Apesar disso, houve algumas cisões dentro do ambiente islâmico, todas em torno da sucessão do Profeta, ocasionando em uma guerra civil, algo totalmente proibido no Corão. A Umma acabou fracionada em três “partidos”, que perduram até os dias de hoje: o partido sunita, que abrange a maioria dos muçulmanos que querem manter a suna e todos os quatro califas legais (califas ortodoxos); o partido xiita, de Ali, primo e genro de Maomé, que constitui a minoria dos muçulmanos (presente no Irã, no Iraque e Líbano), para os quais, Ali é o único sucessor legítimo do Profeta; e o partido Karidjita que só reconhecem como califa o “melhor dos muçulmanos” em cada momento, seja quem for independente de origem tribal ou familiar. Hoje só é presente em Omã e Zanzibar.
Voltando a atenção ao âmbito comunitário da religião islâmica, vale ter conhecimento detalhado da já citada “esmola legal”, o zakat.
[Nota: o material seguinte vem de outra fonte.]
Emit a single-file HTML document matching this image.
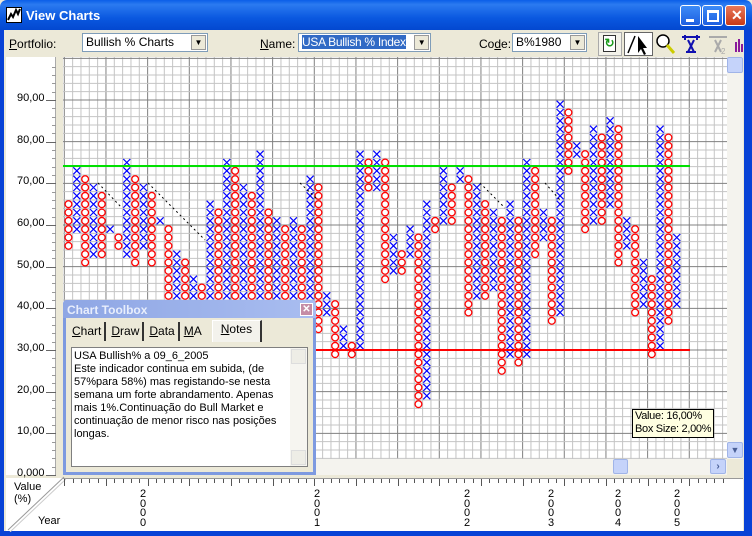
<!DOCTYPE html>
<html><head><meta charset="utf-8"><style>
*{margin:0;padding:0;box-sizing:border-box}
body{width:752px;height:536px;overflow:hidden;background:#ece9d8;font-family:"Liberation Sans",sans-serif;font-size:11px;position:relative}
.abs{position:absolute}
#title{left:0;top:0;width:752px;height:30px;background:linear-gradient(#0a5ee8,#2b7af0 15%,#0a58e0 60%,#0348d0);border-radius:7px 7px 0 0}
#title .t{left:26px;top:8px;color:#fff;font-weight:bold;font-size:13px}
.wb{top:5px;width:21px;height:21px;border:1px solid #fff;border-radius:3px;background:linear-gradient(#3d8bf7,#1d5fe0)}
#frameL{left:0;top:30px;width:4px;height:506px;background:#0842d6}
#frameR{left:744px;top:30px;width:8px;height:506px;background:#0842d6}
#frameB{left:0;top:531px;width:752px;height:5px;background:#0842d6}
.lbl{top:37px;font-size:12px}
.combo{top:33px;height:19px;background:#fff;border:1px solid #7f9db9;font-size:12px;padding:1px 3px;white-space:nowrap;overflow:hidden}
.combo .dd{position:absolute;right:1px;top:1px;width:15px;height:15px;background:#ece9d8;border:1px solid #999;font-size:8px;text-align:center;line-height:14px}
.tb{top:32px;width:24px;height:24px;border:1px solid #aaa;background:#f3f2ea}
#axisL{left:6px;top:57px;width:49px;height:418px;background:#fff}
.yl{left:17px;font-size:11px}
#bottom{left:63px;top:478px;width:680px;height:53px;background:#fff;border-top:1px solid #999}
.yr{font-size:11px;line-height:9.5px;width:8px;text-align:center}
#tbx{left:63px;top:300px;width:253px;height:175px;background:#7e9ae0;border-radius:4px 4px 0 0}
</style></head><body>
<div id="title" class="abs">
 <div class="abs" style="left:6px;top:7px;width:16px;height:16px;background:#fff;border:1px solid #000"><svg width="14" height="14"><path d="M1 12 L4 6 L6 9 L9 2 L11 6 L13 1" stroke="#000" stroke-width="2" fill="none"/></svg></div>
 <div class="t abs">View Charts</div>
 <div class="wb abs" style="left:680px"><div class="abs" style="left:5px;top:13px;width:8px;height:3px;background:#fff"></div></div>
 <div class="wb abs" style="left:702px"><div class="abs" style="left:4px;top:4px;width:12px;height:12px;border:2px solid #fff;border-top-width:3px"></div></div>
 <div class="wb abs" style="left:725px;background:linear-gradient(#e8785a,#c83a18)"><div class="abs" style="left:5px;top:1px;color:#fff;font-weight:bold;font-size:14px">✕</div></div>
</div>
<div id="frameL" class="abs"></div><div id="frameR" class="abs"></div><div id="frameB" class="abs"></div>

<div class="abs lbl" style="left:9px"><u>P</u>ortfolio:</div>
<div class="abs combo" style="left:82px;width:126px">Bullish % Charts<div class="dd">▼</div></div>
<div class="abs lbl" style="left:260px"><u>N</u>ame:</div>
<div class="abs combo" style="left:298px;width:133px;letter-spacing:-0.3px"><span style="background:#316ac5;color:#fff">USA Bullish % Index</span><div class="dd">▼</div></div>
<div class="abs lbl" style="left:479px">Co<u>d</u>e:</div>
<div class="abs combo" style="left:512px;width:75px">B%1980<div class="dd">▼</div></div>
<div class="abs tb" style="left:598px"><div class="abs" style="left:4px;top:2px;width:13px;height:17px;border:1px solid #333;background:#fff;color:#1a9a1a;font-size:12px;font-weight:bold;text-align:center">↻</div></div>
<div class="abs tb" style="left:624px;width:29px;background:#fff;border-color:#666"><svg width="28" height="24"><path d="M3 20 L10 3" stroke="#000" stroke-width="1.5"/><path d="M13 3 L13 20 L16 16 L19 22 L21 21 L18 15 L22 15 Z" fill="#000"/></svg></div>
<div class="abs tb" style="left:653px;border:none;background:none"><svg width="24" height="24"><circle cx="10" cy="9" r="6" stroke="#000" stroke-width="1.5" fill="#fff"/><path d="M14 13 L21 21" stroke="#cc0" stroke-width="3"/></svg></div>
<div class="abs tb" style="left:679px;border:none;background:none"><svg width="24" height="24"><path d="M3 5 H21 M6 3 V8 M18 3 V8 M9 8 L15 20 M15 8 L9 20 M7 20 H17" stroke="#1010b0" stroke-width="2"/></svg></div>
<div class="abs tb" style="left:706px;border:none;background:none"><svg width="24" height="24"><path d="M3 5 H21 M9 8 L15 20 M15 8 L9 20" stroke="#aaa" stroke-width="2"/><text x="15" y="22" font-size="8" fill="#aaa" font-family="Liberation Sans">2</text></svg></div>
<div class="abs" style="left:734px;top:36px"><svg width="10" height="16"><path d="M2 6V16M5 3V16M8 8V16" stroke="#8a1a9a" stroke-width="2"/></svg></div>

<div id="axisL" class="abs"></div>
<div class="abs" style="left:55px;top:57px;width:1px;height:418px;background:#aaa"></div>
<div id="yax"></div>

<svg class="abs" style="left:0;top:0" width="752" height="536" id="chart"></svg>

<div class="abs" style="left:727px;top:57px;width:16px;height:402px;background:#f4f3ee"></div>
<div class="abs" style="left:727px;top:57px;width:16px;height:16px;background:#c5d3fa;border:1px solid #a0b4e8;border-radius:2px"></div>
<div class="abs" style="left:727px;top:442px;width:16px;height:16px;background:#c5d3fa;border:1px solid #a0b4e8;border-radius:2px;color:#4a5f97;font-size:9px;text-align:center;line-height:14px">▼</div>
<div class="abs" style="left:63px;top:459px;width:664px;height:16px;background:#f4f3ee"></div>
<div class="abs" style="left:613px;top:459px;width:15px;height:15px;background:#c5d3fa;border:1px solid #a0b4e8;border-radius:2px"></div>
<div class="abs" style="left:710px;top:459px;width:16px;height:15px;background:#c5d3fa;border:1px solid #a0b4e8;border-radius:2px;color:#4a5f97;font-size:10px;text-align:center;line-height:13px;font-weight:bold">›</div>
<div class="abs" style="left:632px;top:409px;width:82px;height:29px;background:#ffffe1;border:1px solid #000;font-size:11px;padding:0 2px;line-height:13px;white-space:nowrap;letter-spacing:-0.3px">Value: 16,00%<br>Box Size: 2,00%</div>

<div id="bottom" class="abs"></div>
<div class="abs" style="left:6px;top:478px;width:57px;height:53px;background:#fff"></div>
<svg class="abs" style="left:6px;top:476px" width="60" height="56"><path d="M58 1 L2 54" stroke="#999"/><path d="M60 3 L4 56" stroke="#ccc"/></svg>
<div class="abs" style="left:14px;top:481px;font-size:11px;line-height:12px">Value<br>(%)</div>
<div class="abs" style="left:38px;top:515px;font-size:11px">Year</div>
<div id="years"></div>

<div id="tbx" class="abs">
 <div class="abs" style="left:0;top:0;width:253px;height:18px;background:linear-gradient(90deg,#8ea6e4,#a9bdf0);border-radius:4px 4px 0 0"></div>
 <div class="abs" style="left:4px;top:3px;color:#e8eefc;font-weight:bold;font-size:12px">Chart Toolbox</div>
 <div class="abs" style="left:237px;top:3px;width:13px;height:13px;background:#c58ca6;border:1px solid #fff;color:#fff;font-size:10px;text-align:center;line-height:11px;font-weight:bold">✕</div>
 <div class="abs" style="left:3px;top:18px;width:247px;height:154px;background:#ece9d8"></div>
 <div class="abs" style="left:6px;top:22px;font-size:12px;display:flex">
  <div style="padding:2px 3px;border-right:2px solid #333;height:19px"><u>C</u>hart</div>
  <div style="padding:2px 3px 2px 5px;border-right:2px solid #333;height:19px"><u>D</u>raw</div>
  <div style="padding:2px 3px 2px 5px;border-right:2px solid #333;height:19px"><u>D</u>ata</div>
  <div style="padding:2px 10px 2px 4px;height:19px"><u>M</u>A</div>
  <div style="padding:1px 8px 2px 8px;border-right:2px solid #333;border-left:1px solid #fff;border-top:1px solid #fff;height:22px;margin-top:-2px;background:#f3f2ec"><u>N</u>otes</div>
 </div>
 <div class="abs" style="left:8px;top:47px;width:237px;height:120px;background:#fff;border:1px solid #7f7f7f"></div>
 <div class="abs" style="left:11px;top:50px;width:210px;font-size:11px;line-height:13px">USA Bullish% a 09_6_2005<br>Este indicador continua em subida, (de 57%para 58%) mas registando-se nesta semana um forte abrandamento. Apenas mais 1%.Continuação do Bull Market e continuação de menor risco nas posições longas.</div>
 <div class="abs" style="left:227px;top:48px;width:17px;height:118px;background:#f6f5f0"></div>
 <div class="abs" style="left:228px;top:49px;width:15px;height:15px;background:#eeede6;border:1px solid #ddd"></div>
 <div class="abs" style="left:228px;top:150px;width:15px;height:15px;background:#eeede6;border:1px solid #ddd"></div>
</div>

<script>
var NS="http://www.w3.org/2000/svg",svg=document.getElementById('chart');
function el(t,a){var e=document.createElementNS(NS,t);for(var k in a)e.setAttribute(k,a[k]);svg.appendChild(e);return e;}
var X0=64.3,Y0=58.33,C=8.333;
el('rect',{x:63,y:57,width:664,height:402,fill:'#fff'});
for(var i=-1;i<81;i++){var x=X0+C*i;if(x<63||x>727)continue;el('line',{x1:x,y1:57,x2:x,y2:459,stroke:(i%5==0)?'#808080':'#c4c4c4','stroke-width':1});}
for(var r=-1;r<49;r++){var y=Y0+C*r;if(y<57||y>459)continue;el('line',{x1:63,y1:y,x2:727,y2:y,stroke:(r%5==0)?'#808080':'#c4c4c4','stroke-width':1});}
var cols=[[17,22],[13,20],[14,24],[15,23],[16,23],[20,20],[21,22],[12,23],[14,24],[15,22],[16,24],[19,19],[20,28],[23,30],[24,31],[26,32],[27,33],[17,32],[18,33],[12,31],[13,32],[15,31],[16,33],[11,30],[18,32],[19,31],[20,33],[19,31],[20,32],[14,30],[15,32],[28,30],[29,35],[32,34],[34,35],[11,34],[12,15],[11,15],[12,26],[21,25],[23,25],[20,23],[21,41],[17,40],[19,20],[13,19],[15,19],[13,14],[14,30],[15,28],[17,28],[18,27],[19,37],[17,35],[19,36],[12,35],[13,23],[18,21],[19,31],[5,30],[6,13],[10,11],[11,20],[8,19],[9,19],[7,17],[8,24],[19,22],[20,30],[24,29],[26,35],[8,34],[9,31],[21,29]];
cols.forEach(function(c,i){var cx=X0+C*i+C/2;for(var r=c[0];r<=c[1];r++){var cy=Y0+C*r+C/2;
 if(i%2==0){el('circle',{cx:cx,cy:cy,r:3.4,fill:'none',stroke:'#f00','stroke-width':1.3});}
 else{el('path',{d:'M'+(cx-3.5)+' '+(cy-3.5)+'L'+(cx+3.5)+' '+(cy+3.5)+'M'+(cx+3.5)+' '+(cy-3.5)+'L'+(cx-3.5)+' '+(cy+3.5),stroke:'#00f','stroke-width':1.2});}}});
el('line',{x1:63,y1:166,x2:690,y2:166,stroke:'#00e000','stroke-width':2});
el('line',{x1:63,y1:350,x2:690,y2:350,stroke:'#f00','stroke-width':2});
[[98,183,122,208],[148,183,205,240],[300,183,318,200],[480,183,505,208],[545,183,560,200]].forEach(function(d){el('line',{x1:d[0],y1:d[1],x2:d[2],y2:d[3],stroke:'#000','stroke-dasharray':'2,3'});});
var h='';for(var v=0;v<=90;v+=10){var y=475-v*4.1667;h+='<div class="abs yl" style="top:'+(y-8)+'px">'+(v==0?'0,000':v+',00')+'</div><div class="abs" style="left:46px;top:'+y+'px;width:10px;height:1px;background:#666"></div>';
 for(var k=1;k<5;k++){var yy=y-k*8.333;if(yy>57)h+='<div class="abs" style="left:52px;top:'+yy+'px;width:4px;height:1px;background:#999"></div>';}}
document.getElementById('yax').innerHTML=h;
var ys=[[143,'0'],[317,'1'],[467,'2'],[551,'3'],[618,'4'],[677,'5']],g='';
ys.forEach(function(a){g+='<div class="abs yr" style="left:'+(a[0]-4)+'px;top:490px">2<br>0<br>0<br>'+a[1]+'</div>';});
for(var i=0;i<80;i++){var x=X0+C*i;if(x>742)break;g+='<div class="abs" style="left:'+x+'px;top:479px;width:1px;height:'+(i%5==0?7:4)+'px;background:#555"></div>';}
document.getElementById('years').innerHTML=g;
</script>
</body></html>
De acordo com Salinas (2009, p.92), o zakat é um imposto de amplo aspecto social e comunitário, unindo a natureza de tributo à de contribuição destinada a amparar os integrantes da comunidade de forma variada. Podem demandar o zakat, como dispõem o Corão, os seguintes, em ordem assim determinada: os pobres, os empregados na coleta dos tributos, os que devam ser reconciliados o islamismo, os escravos, os devedores, os que sejam encontrados no caminho de Alá (nesse caso era exigido o cumprimento das obrigações militares) e os andarilhos.
A escravidão no Islã é abordada diferentemente do Ocidente. O escravo não era considerado com “uma coisa”, pois tinha direitos, como, dentre eles o de casar-se; o direito materno de não se separar dos filhos e o direito dos esposos à coabitação. Os maus tratos pelo escravista podiam acarretar a libertação do escravo. Os Mamelucos – escravo que prestava serviço militar – eram sultões de origem servil, e reinaram no Egito de 1250 a 1517 e na Síria de 1260 a 1516, numa época de expressivas realizações econômicas e culturais, conforme relata Salinas (2009, p.103).
A maneira como tratavam a guerra tinha determinadas condutas a serem seguidas, como proibições, entre as dez, destacam-se: mutilar infiéis, cortando-lhe os narizes e orelhas (pratica corriqueira no império bizantino); matar mulheres, ainda que tenham auxiliado os varões, crianças e dementes; matar de modo desleal ou à traição o inimigo ao qual o imã – juiz – já havia prometido segurança e envenenar fontes e águas potáveis. Nota-se, através disso, que a imagem criada por Aleixo I Comneno, citado no início do texto, sobre os povos islâmicos destoa da realidade vivida na época.
Apropriando-se disso – e de inúmeras outras demonstrações de compaixão e respeito pelo ser humano, tomadas pela ordem de Deus propagada pelo Profeta – que a visão adotada pelos povos do Ocidente é equivocada sobre os preceitos islâmicos. E vale ressaltar que estes seguem, de certo modo, a mesma ótica quanto aos povos Ocidentais, causada a má impressão pela devastação social em nome da Cruzada. Foram acusados de barbáries e maus tratos aos Ocidentais sendo vítimas dos mesmos.

Bibliografia utilizada:
SALINAS, Samuel Sérgio, Islã: esse desconhecido: séculos VII-XIII / Samuel Sérgio Salina. –São Paulo : Anita Garibaldi, 2009. p.22 – 111.